As explained in a January 16 blog post, the CFPB recently set up three “advisory groups”—the Consumer Advisory Board, the Community Bank Advisory Council, and the Credit Union Advisory Council—in anticipation that the groups would provide information about emerging trends and practices in the consumer financial marketplace and to open lines of direct communication with smaller financial institutions. On January 16, the Bureau requested applications seeking to fill vacancies in all three groups, which have seats that will become vacant in the fall of 2017. According to the post, the CFPB is seeking individuals with expertise in a variety of consumer protection issues, including representatives of banks serving underserved communities, representatives of communities impacted by higher priced mortgages, employees of credit unions and community banks, and academics.

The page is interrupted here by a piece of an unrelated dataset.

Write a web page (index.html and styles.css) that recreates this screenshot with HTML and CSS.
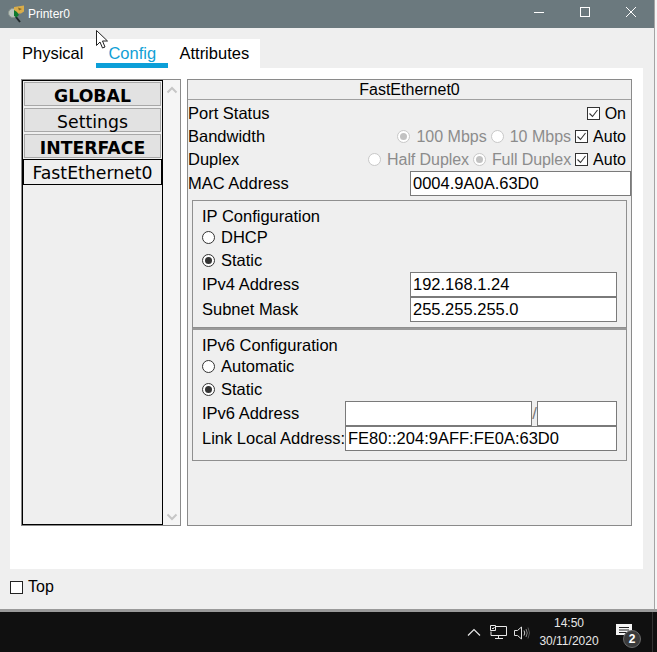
FILE: index.html
```html
<!DOCTYPE html>
<html lang="en">
<head>
<meta charset="utf-8">
<title>Printer0</title>
<link rel="stylesheet" href="styles.css">
</head>
<body>
<div class="screen">
  <div class="window">
    <header class="titlebar">
      <svg class="app-icon" width="20" height="20" viewBox="0 0 20 20">
        <circle cx="6" cy="9" r="4.500" fill="#b9c4bd" stroke="#8b958f"/>
        <path d="M9 13l4 5" stroke="#20282a" stroke-width="2"/>
        <path d="M7 3l10-1.500v6l-3 2h-5l-2-3z" fill="#d9ad4a"/>
        <path d="M11 3.500l4 1.500-3 1.500z" fill="#8a6a24"/>
        <path d="M7 6l3 2 2 3-3 2.500-2-2z" fill="#0e7a2c"/>
      </svg>
      <span class="title">Printer0</span>
      <div class="controls">
        <svg width="12" height="12" viewBox="0 0 12 12" class="ctl"><path d="M1 6.500h10" stroke="#fff" stroke-width="1"/></svg>
        <svg width="12" height="12" viewBox="0 0 12 12" class="ctl"><rect x="1.500" y="1.500" width="9" height="9" fill="none" stroke="#fff"/></svg>
        <svg width="12" height="12" viewBox="0 0 12 12" class="ctl"><path d="M1 1l10 10M11 1l-10 10" stroke="#fff" stroke-width="1"/></svg>
      </div>
    </header>
    <div class="client">
      <nav class="tabs">
        <span class="tab">Physical</span>
        <span class="tab tab-active">Config</span>
        <span class="tab">Attributes</span>
      </nav>
      <div class="page">
        <div class="sidebar">
          <div class="list">
            <div class="list-item list-head">GLOBAL</div>
            <div class="list-item">Settings</div>
            <div class="list-item list-head">INTERFACE</div>
            <div class="list-selected">FastEthernet0</div>
          </div>
          <div class="scroll">
            <svg width="12" height="8" viewBox="0 0 12 8"><path d="M1.500 6.500L6 2l4.500 4.500" fill="none" stroke="#c6c6c6" stroke-width="2"/></svg>
            <svg width="12" height="8" viewBox="0 0 12 8"><path d="M1.500 1.500L6 6l4.500-4.500" fill="none" stroke="#c6c6c6" stroke-width="2"/></svg>
          </div>
        </div>
        <section class="panel">
          <div class="panel-title">FastEthernet0</div>
          <div class="row row-top">
            <span class="label">Port Status</span>
            <span class="opts"><span class="check"><svg width="11" height="11" viewBox="0 0 11 11"><path d="M1.500 5.500l3 3 5-6.500" fill="none" stroke="#333" stroke-width="1.100"/></svg></span><span class="opt-text">On</span></span>
          </div>
          <div class="row">
            <span class="label">Bandwidth</span>
            <span class="opts">
              <span class="radio radio-off"></span><span class="dim">100 Mbps</span>
              <span class="radio"></span><span class="dim">10 Mbps</span>
              <span class="check"><svg width="11" height="11" viewBox="0 0 11 11"><path d="M1.500 5.500l3 3 5-6.500" fill="none" stroke="#333" stroke-width="1.100"/></svg></span><span class="opt-text">Auto</span>
            </span>
          </div>
          <div class="row row-duplex">
            <span class="label">Duplex</span>
            <span class="opts">
              <span class="radio"></span><span class="dim">Half Duplex</span>
              <span class="radio radio-off"></span><span class="dim">Full Duplex</span>
              <span class="check"><svg width="11" height="11" viewBox="0 0 11 11"><path d="M1.500 5.500l3 3 5-6.500" fill="none" stroke="#333" stroke-width="1.100"/></svg></span><span class="opt-text">Auto</span>
            </span>
          </div>
          <div class="row row-mac">
            <span class="label">MAC Address</span>
            <span class="field field-mac">0004.9A0A.63D0</span>
          </div>
          <div class="group">
            <div class="group-title">IP Configuration</div>
            <div class="choice"><span class="radio radio-en"></span>DHCP</div>
            <div class="choice"><span class="radio radio-en radio-sel"></span>Static</div>
            <div class="form-row"><span class="form-label">IPv4 Address</span><span class="field field-wide">192.168.1.24</span></div>
            <div class="form-row"><span class="form-label">Subnet Mask</span><span class="field field-wide">255.255.255.0</span></div>
          </div>
          <div class="group group-six">
            <div class="group-title">IPv6 Configuration</div>
            <div class="choice"><span class="radio radio-en"></span>Automatic</div>
            <div class="choice"><span class="radio radio-en radio-sel"></span>Static</div>
            <div class="form-row form-row-six">
              <span class="form-label">IPv6 Address</span>
              <span class="field field-v6"></span><span class="slash">/</span><span class="field field-prefix"></span>
            </div>
            <div class="form-row form-row-six">
              <span class="form-label">Link Local Address:</span>
              <span class="field field-link">FE80::204:9AFF:FE0A:63D0</span>
            </div>
          </div>
        </section>
      </div>
      <div class="topbar"><span class="top-box"></span><span>Top</span></div>
    </div>
  </div>
  <footer class="taskbar">
    <svg class="tray chev" width="14" height="8" viewBox="0 0 14 8"><path d="M1 7.500l6-6 6 6" fill="none" stroke="#e8e8e8" stroke-width="1.200"/></svg>
    <svg class="tray net" width="17" height="14" viewBox="0 0 17 14"><path d="M5.500 1.500h11v9h-15.500v-4M8.500 10.500v2.500M5 13.500h8M0.500 0.500h5v5h-5zM2 3l1 1 1.500-2" fill="none" stroke="#e8e8e8"/></svg>
    <svg class="tray vol" width="17" height="14" viewBox="0 0 17 14"><path d="M0.500 4.500h3l4-3.500v12l-4-3.500h-3z" fill="none" stroke="#e0e0e0"/><path d="M10 4.500q1.500 2.500 0 5" fill="none" stroke="#ccc"/><path d="M12 3q2.500 4 0 8" fill="none" stroke="#888"/><path d="M14 1.500q3 5.500 0 11" fill="none" stroke="#555"/></svg>
    <div class="clock"><span>14:50</span><span>30/11/2020</span></div>
    <div class="notify">
      <svg width="16" height="15" viewBox="0 0 16 15"><path d="M0 0h16v11h-5l-3 3v-3h-8z" fill="#f4f4f4"/><path d="M3 3.500h10M3 6h10M3 8.500h7" stroke="#222"/></svg>
      <span class="badge">2</span>
    </div>
    <span class="edge"></span>
  </footer>
  <svg class="cursor" width="13" height="21" viewBox="0 0 13 21"><path d="M0.500 0.500v15l3.500-3.500 2.500 6 2.500-1-2.500-6h5z" fill="#fff" stroke="#222"/></svg>
</div>
</body>
</html>
```

FILE: styles.css
```css
* { box-sizing: border-box; }
html, body { margin: 0; padding: 0; }
body { width: 657px; height: 652px; overflow: hidden; background: #fff; font-family: "Liberation Sans", Arial, sans-serif; font-size: 16.5px; color: #000; }
.screen { position: relative; width: 657px; height: 652px; display: flex; flex-direction: column; background: #f5f5f5; }

.window { width: 655px; height: 609px; display: flex; flex-direction: column; background: #efefef; border-right: 1px solid #a4a4a4; }
.titlebar { height: 28px; flex: none; background: #6b797e; display: flex; align-items: center; padding-left: 7px; color: #fff; font-size: 12px; }
.app-icon { flex: none; margin-right: 1px; }
.title { line-height: 26px; height: 26px; }
.controls { margin-left: auto; display: flex; gap: 34px; padding: 0 17px 4px 0; }
.ctl { display: block; }

.client { flex: 1; display: flex; flex-direction: column; padding: 11px 0 0 10px; }
.tabs { display: flex; width: 250px; height: 29px; background: #fff; padding-left: 3px; line-height: 29px; }
.tab { padding: 0 9px; height: 29px; }
.tab:nth-child(2) { width: 72px; padding: 0 0 0 12px; margin-left: 4px; margin-right: 2px; }
.tab-active { color: #119fd6; border-bottom: 5px solid #0c9fd8; }

.page { width: 633px; height: 501px; background: #fff; padding: 11px 11px 0 11px; display: flex; gap: 6px; }
.sidebar { width: 160px; height: 447px; display: flex; border: 1px solid #8a8a8a; background: #efefef; }
.list { width: 141px; height: 445px; border: 1px solid #000; display: flex; flex-direction: column; background: #efefef; font-family: "DejaVu Sans", sans-serif; font-size: 17.300px; }
.list-item { height: 24px; margin: 1px; border: 1px solid #a8a8a8; background: #e2e2e2; text-align: center; line-height: 26px; }
.list-head { font-weight: 700; }
.list-selected { height: 26px; background: #efefef; border: 1px solid #000; line-height: 27px; text-align: center; }
.scroll { flex: 1; display: flex; flex-direction: column; justify-content: space-between; align-items: center; padding: 6px 0 4px; background: #f5f5f5; }
.scroll svg { display: block; }

.panel { width: 445px; height: 447px; border: 1px solid #8a8a8a; background: #efefef; display: flex; flex-direction: column; }
.panel-title { height: 20px; flex: none; border-bottom: 1px solid #a0a0a0; text-align: center; line-height: 19px; font-size: 16px; }
.row { height: 23px; flex: none; display: flex; align-items: center; justify-content: space-between; padding-right: 5px; line-height: 23px; }
.row-top { margin-top: 2px; }
.row-mac { height: 25px; padding-right: 0; }
.opts { display: flex; align-items: center; font-size: 16px; }
.opt-text { margin-left: 5px; }
.dim { color: #8c8c8c; margin: 0 4px 0 6px; }
.row-duplex .dim { letter-spacing: -0.08px; }
.check { width: 13px; height: 13px; border: 1px solid #333; background: #fff; display: flex; align-items: center; justify-content: center; }
.check svg { display: block; }
.radio { width: 13px; height: 13px; flex: none; border-radius: 50%; border: 1px solid #c8c8c8; background: #fff; display: inline-block; position: relative; }
.radio-off::after { content: ""; position: absolute; left: 2px; top: 2px; width: 7px; height: 7px; border-radius: 50%; background: #c2c2c2; }
.radio-en { border-color: #333; margin-right: 6px; }
.radio-sel::after { content: ""; position: absolute; left: 2px; top: 2px; width: 7px; height: 7px; border-radius: 50%; background: #333; }
.field { display: block; height: 25px; border: 1px solid #7a7a7a; background: #fff; line-height: 23px; padding-left: 2px; }
.field-mac { width: 221px; }

.group { width: 435px; height: 128px; margin: 4px 0 0 4px; border: 1px solid #8f8f8f; padding: 6px 9px 0; flex: none; }
.group-six { height: 133px; margin-top: 0; border-top: 2px solid #999; }
.group-title { height: 19px; line-height: 18px; }
.choice { height: 23px; display: flex; align-items: center; line-height: 23px; }
.form-row { display: flex; align-items: center; height: 25px; }
.form-label { width: 208px; flex: none; white-space: nowrap; }
.form-row-six .form-label { width: 143px; }
.field-wide { width: 207px; }
.field-v6 { width: 187px; }
.slash { width: 5px; text-align: center; color: #777; }
.field-prefix { width: 80px; }
.field-link { width: 272px; }

.topbar { flex: none; height: 36px; display: flex; align-items: center; gap: 5px; font-size: 16px; }
.top-box { width: 13px; height: 13px; border: 1px solid #222; background: #fff; }

.taskbar { position: relative; height: 43px; flex: none; border-top: 3px solid #9a9a9a; background: #101010; display: flex; align-items: center; color: #e8e8e8; font-size: 12px; }
.tray { position: absolute; display: block; }
.chev { left: 467px; top: 16px; }
.net { left: 490px; top: 13px; }
.vol { left: 514px; top: 14px; }
.clock { position: absolute; left: 534px; width: 70px; top: 2px; display: flex; flex-direction: column; align-items: center; line-height: 18px; }
.notify { position: absolute; left: 616px; top: 12px; }
.notify svg { display: block; }
.badge { position: absolute; left: 7px; top: 6px; width: 18px; height: 18px; border-radius: 50%; background: #3a3a3a; border: 1px solid #6a6a6a; color: #fff; font-size: 12px; font-weight: 700; line-height: 16px; text-align: center; }
.edge { position: absolute; left: 652px; top: 0; width: 1px; height: 40px; background: #333; }

.cursor { position: absolute; left: 96px; top: 30px; }
```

Applications are due March 1.
FinCEN Penalizes New York Credit Union for Failure to Manage High-Risk International Financial Activity
On December 14, the Financial Crimes Enforcement Network (FinCEN) announced that it had assessed a $500,000 civil money penalty against a federally-chartered, low-income designated, community development credit union, for “significant violations” of anti-money laundering regulations. According to FinCEN, the credit union had historically maintained an AML program designed to address risks stemming from its designated field of membership in New York, NY. However, in 2011, the credit union began providing banking services to many wholesale, commercial money services business, some of which were located in high risk jurisdictions or engaged in high risk activities, without taking steps to update its AML program. As a result, the credit union was unable to detect and report suspicious activity and was left particularly vulnerable to money laundering.